(Pages as source code)
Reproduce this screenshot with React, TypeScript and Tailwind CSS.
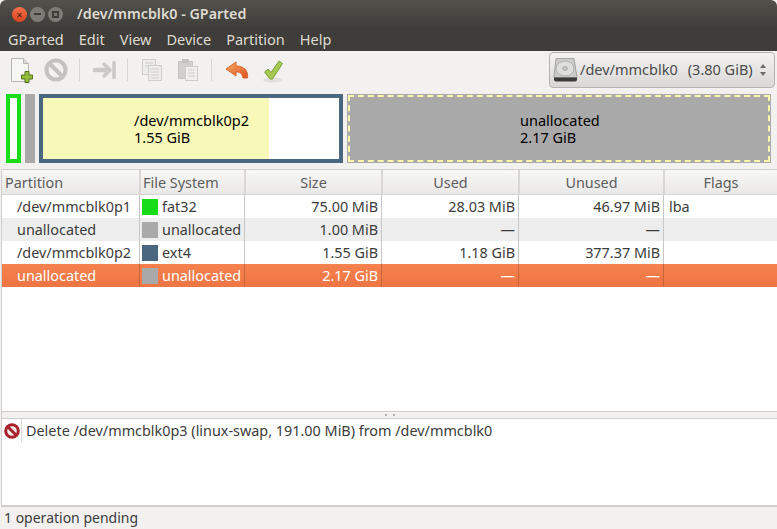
const font = { fontFamily: '"Noto Sans", "Open Sans", sans-serif' }

const columns = 'grid grid-cols-[137px_105px_137px_137px_145px_1fr]'

const rows = [
  { name: '/dev/mmcblk0p1', color: 'bg-[#18dc18]', fs: 'fat32', size: '75.00 MiB', used: '28.03 MiB', unused: '46.97 MiB', flags: 'lba', bg: 'bg-white' },
  { name: 'unallocated', color: 'bg-[#a9a9a9]', fs: 'unallocated', size: '1.00 MiB', used: '—', unused: '—', flags: '', bg: 'bg-[#ededed]' },
  { name: '/dev/mmcblk0p2', color: 'bg-[#4a6780]', fs: 'ext4', size: '1.55 GiB', used: '1.18 GiB', unused: '377.37 MiB', flags: '', bg: 'bg-white' },
  { name: 'unallocated', color: 'bg-[#a9a9a9]', fs: 'unallocated', size: '2.17 GiB', used: '—', unused: '—', flags: '', bg: 'bg-gradient-to-b from-[#f5824f] to-[#ee7443]', selected: true },
]

function NewIcon() {
  return (
    <svg width="26" height="28" viewBox="0 0 26 28">
      <path d="M1.500 2.500h12l5 5v18h-17z" fill="#f6f6f4" stroke="#b5b5b3" />
      <path d="M13.500 2.500v5h5" fill="#dcdcda" stroke="#b5b5b3" />
      <path d="M15 15.500h4v3.500h3.500v4H19v3.500h-4V23h-3.500v-4H15z" fill="#94bb3c" stroke="#55701c" />
    </svg>
  )
}

function NoIcon() {
  return (
    <svg width="24" height="24" viewBox="0 0 24 24">
      <circle cx="12" cy="12" r="9.500" fill="none" stroke="#c4c2c0" strokeWidth="4" />
      <path d="M5.500 5.500l13 13" stroke="#c4c2c0" strokeWidth="4" />
    </svg>
  )
}

function ApplyArrow() {
  return (
    <svg width="24" height="20" viewBox="0 0 24 20" fill="none" stroke="#cbc9c7" strokeLinecap="round" strokeLinejoin="round">
      <path d="M2 10h14" strokeWidth="4.500" />
      <path d="M11 4l6 6-6 6" strokeWidth="3.500" />
      <path d="M21 2.500v15" strokeWidth="3.500" />
    </svg>
  )
}

function CopyIcon() {
  return (
    <svg width="22" height="24" viewBox="0 0 22 24" fill="#ececea" stroke="#cfcdcb">
      <rect x="0.500" y="1.500" width="13" height="15" />
      <path d="M3 5h8M3 8h8" />
      <rect x="6.500" y="7.500" width="13" height="15" />
      <path d="M9 11h8M9 14h8M9 17h8M9 20h8" />
    </svg>
  )
}

function PasteIcon() {
  return (
    <svg width="22" height="24" viewBox="0 0 22 24">
      <rect x="0.500" y="3.500" width="14" height="17" fill="#d2d0ce" stroke="#c8c6c4" />
      <rect x="4" y="1" width="7" height="4" fill="#c4c2c0" />
      <rect x="7.500" y="8.500" width="12" height="14" fill="#f0efed" stroke="#cfcdcb" />
      <path d="M10 12h7M10 15h7M10 18h7" stroke="#cfcdcb" />
    </svg>
  )
}

function UndoIcon() {
  return (
    <svg width="24" height="20" viewBox="0 0 24 20">
      <defs>
        <linearGradient id="undo" x1="0" y1="0" x2="1" y2="1">
          <stop offset="0" stopColor="#f4ab66" />
          <stop offset="1" stopColor="#e0501e" />
        </linearGradient>
      </defs>
      <path d="M11 2L1 9l10 7v-4c4 0 6 1.500 7 6h4.500c1-8-4-12-11.500-12z" fill="url(#undo)" stroke="#d9692f" strokeWidth="1" strokeLinejoin="round" />
    </svg>
  )
}

function CheckIcon() {
  return (
    <svg width="22" height="26" viewBox="0 0 22 26">
      <ellipse cx="10" cy="23" rx="10" ry="2.500" fill="#e0dfdd" />
      <path d="M1.500 15l3.500-3 3 3.500L16 4l3.500 2.500L9.500 22H7z" fill="#a5c953" stroke="#7c9e35" strokeLinejoin="round" />
    </svg>
  )
}

function DiskIcon() {
  return (
    <svg width="25" height="24" viewBox="0 0 25 24">
      <path d="M3 .5h18l3 19H1z" fill="#cbcbc9" stroke="#a5a5a3" />
      <ellipse cx="12" cy="10.500" rx="9" ry="7.500" fill="#dededc" stroke="#b0b0ae" />
      <ellipse cx="12" cy="10.500" rx="2.500" ry="1.800" fill="#c8c8c6" stroke="#a5a5a3" />
      <path d="M1 19.500h23v2a2 2 0 0 1-2 2H3a2 2 0 0 1-2-2z" fill="#3b3b39" />
    </svg>
  )
}

function Divider() {
  return <div className="mx-[8px] h-[22px] w-px bg-[#d8d6d4]" />
}

function Header({ label, center, first }: { label: string; center?: boolean; first?: boolean }) {
  return (
    <div className={`flex h-full items-center bg-gradient-to-b from-[#f7f7f6] to-[#e9e8e6] pt-[1px] text-[#5d5d5d] ${center ? 'justify-center' : first ? 'pl-[3px]' : 'pl-[2px]'} ${first ? '' : 'border-l-2 border-[#d9d7d5]'}`}>
      {label}
    </div>
  )
}

export default function App() {
  return (
    <div className="flex h-[529px] w-[777px] flex-col overflow-hidden bg-[#f2f1f0] text-[14.4px] text-[#3c3c3c]" style={font}>
      {/* title bar */}
      <div className="flex h-[28px] shrink-0 items-center gap-[3px] rounded-t-[6px] bg-gradient-to-b from-[#52514c] to-[#3e3d39] pl-[12px]">
        <div className="flex h-[15px] w-[15px] items-center justify-center rounded-full bg-gradient-to-b from-[#f3704a] to-[#d8431c] text-[11px] leading-none text-[#4a2013]">×</div>
        <div className="flex h-[15px] w-[15px] items-center justify-center rounded-full bg-[#7c7b75]">
          <div className="h-[2px] w-[7px] bg-[#3e3d39]" />
        </div>
        <div className="flex h-[15px] w-[15px] items-center justify-center rounded-full bg-[#7c7b75]">
          <div className="h-[7px] w-[7px] border-2 border-[#3e3d39]" />
        </div>
        <span className="ml-[11px] text-[14.300px] font-semibold text-[#dfdbd2]">/dev/mmcblk0 - GParted</span>
      </div>

      {/* menu bar */}
      <div className="flex h-[23px] shrink-0 items-center gap-[15px] bg-[#3e3d39] pl-[8px] text-[14.500px] text-[#dfdbd2]">
        <span>GParted</span>
        <span>Edit</span>
        <span>View</span>
        <span>Device</span>
        <span>Partition</span>
        <span>Help</span>
      </div>

      {/* toolbar */}
      <div className="flex h-[38px] shrink-0 items-center pl-[10px] pr-[2px]">
        <NewIcon />
        <div className="ml-[8px]"><NoIcon /></div>
        <div className="ml-[3px]"><Divider /></div>
        <div className="ml-[5px]"><ApplyArrow /></div>
        <div className="ml-[2px]"><Divider /></div>
        <div className="ml-[6px]"><CopyIcon /></div>
        <div className="ml-[14px]"><PasteIcon /></div>
        <div className="ml-[3px]"><Divider /></div>
        <div className="ml-[5px]"><UndoIcon /></div>
        <div className="ml-[14px]"><CheckIcon /></div>
        <div className="ml-auto flex h-[36px] w-[226px] items-center rounded-[4px] border border-[#b5b3b1] bg-gradient-to-b from-[#f3f2f1] to-[#d9d8d6] pl-[3px] text-[14.500px] text-[#4b4b4b]">
          <DiskIcon />
          <span className="ml-[2px]">/dev/mmcblk0</span>
          <span className="ml-[10px]">(3.80 GiB)</span>
          <svg className="ml-auto mr-[7px]" width="8" height="14" viewBox="0 0 8 14" fill="#6b6b6b">
            <path d="M4 1l3 4H1zM4 13L1 9h6z" />
          </svg>
        </div>
      </div>

      {/* partition graph */}
      <div className="flex h-[80px] shrink-0 gap-[4px] pb-[6px] pl-[6px] pr-[6px] pt-[5px] text-[14.500px] leading-[17px] text-black">
        <div className="w-[15px] border-4 border-[#18dc18] bg-white" />
        <div className="w-[10px] bg-[#a9a9a9]" />
        <div className="flex w-[304px] border-4 border-[#4a6780] bg-white">
          <div className="w-[226px] bg-[#f8f8b8] pl-[91px] pt-[14px]">
            <div>/dev/mmcblk0p2</div>
            <div>1.55 GiB</div>
          </div>
        </div>
        <div className="flex flex-1 items-center bg-[#a9a9a9] pl-[173px] outline-2 outline-dashed -outline-offset-3 outline-[#f8f8a8]">
          <div>
            <div>unallocated</div>
            <div>2.17 GiB</div>
          </div>
        </div>
      </div>

      {/* partition table */}
      <div className="ml-[1px] flex h-[242px] shrink-0 flex-col border-l border-t border-[#d0cecc] bg-white">
        <div className={`${columns} h-[25px] shrink-0 border-b border-[#d9d7d5]`}>
          <Header label="Partition" first />
          <Header label="File System" />
          <Header label="Size" center />
          <Header label="Used" center />
          <Header label="Unused" center />
          <Header label="Flags" center />
        </div>
        {rows.map((r, i) => {
          const line = r.selected ? 'border-[#c9653a]' : 'border-[#c9c7c5]'
          return (
            <div key={i} className={`${columns} h-[23px] items-center leading-[23px] ${r.bg} ${r.selected ? 'text-white' : 'text-[#3c3c3c]'}`}>
              <div className="pl-[15px]">{r.name}</div>
              <div className={`flex h-full items-center border-l pl-[2px] ${line}`}>
                <div className={`h-[16px] w-[16px] ${r.color}`} />
                <span className="ml-[4px]">{r.fs}</span>
              </div>
              <div className={`h-full border-l pr-[3px] text-right ${line}`}>{r.size}</div>
              <div className={`h-full border-l pr-[3px] text-right ${line}`}>{r.used}</div>
              <div className={`h-full border-l pr-[3px] text-right ${line}`}>{r.unused}</div>
              <div className={`h-full border-l pl-[5px] ${line}`}>{r.flags}</div>
            </div>
          )
        })}
      </div>

      {/* pane handle */}
      <div className="ml-[1px] flex h-[7px] shrink-0 items-center justify-center border-l border-t border-[#d0cecc] bg-[#f2f1f0]">
        <div className="h-[2px] w-[10px] border-x-2 border-[#b5b3b1]" />
      </div>

      {/* pending operations */}
      <div className="ml-[1px] flex h-[89px] shrink-0 flex-col border-b-2 border-l border-t border-[#d0cecc] bg-white">
        <div className="flex h-[23px] items-center leading-[23px]">
          <div className="flex h-full w-[20px] items-center justify-center border-r border-[#d9d7d5]">
            <svg width="16" height="16" viewBox="0 0 16 16">
              <circle cx="8" cy="8" r="6.300" fill="#f4eded" stroke="#a8222a" strokeWidth="3" />
              <path d="M3.500 3.500l9 9" stroke="#a8222a" strokeWidth="3" />
            </svg>
          </div>
          <span className="ml-[4px]">Delete /dev/mmcblk0p3 (linux-swap, 191.00 MiB) from /dev/mmcblk0</span>
        </div>
      </div>

      {/* status bar */}
      <div className="flex h-[22px] shrink-0 items-center pb-[2px] pl-[4px] text-[14px]">1 operation pending</div>
    </div>
  )
}
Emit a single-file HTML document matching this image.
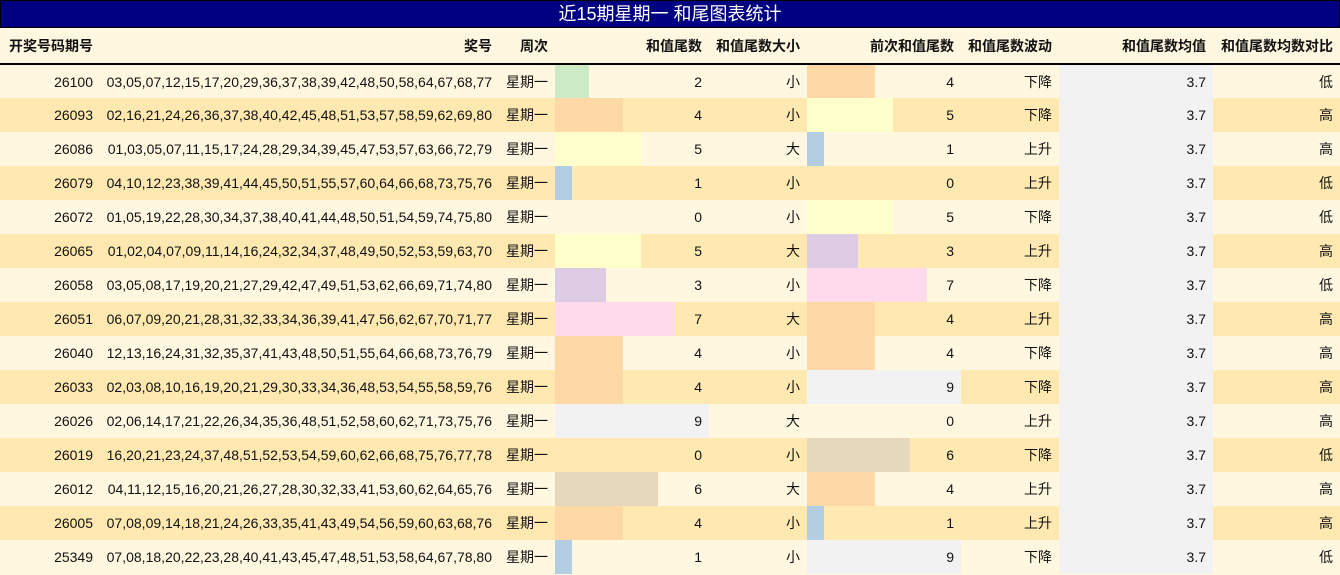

### What you are asked to do
Reproduce the records word for word, please, from their first line up to and including the line that contains "const columns = 'grid", but no pictures.

### Finished task
Reproduce this screenshot with React, TypeScript and Tailwind CSS.
const font = { fontFamily: '"Noto Sans", "Open Sans", sans-serif' }

const columns = 'grid grid-cols-[137px_105px_137px_137px_145px_1fr]'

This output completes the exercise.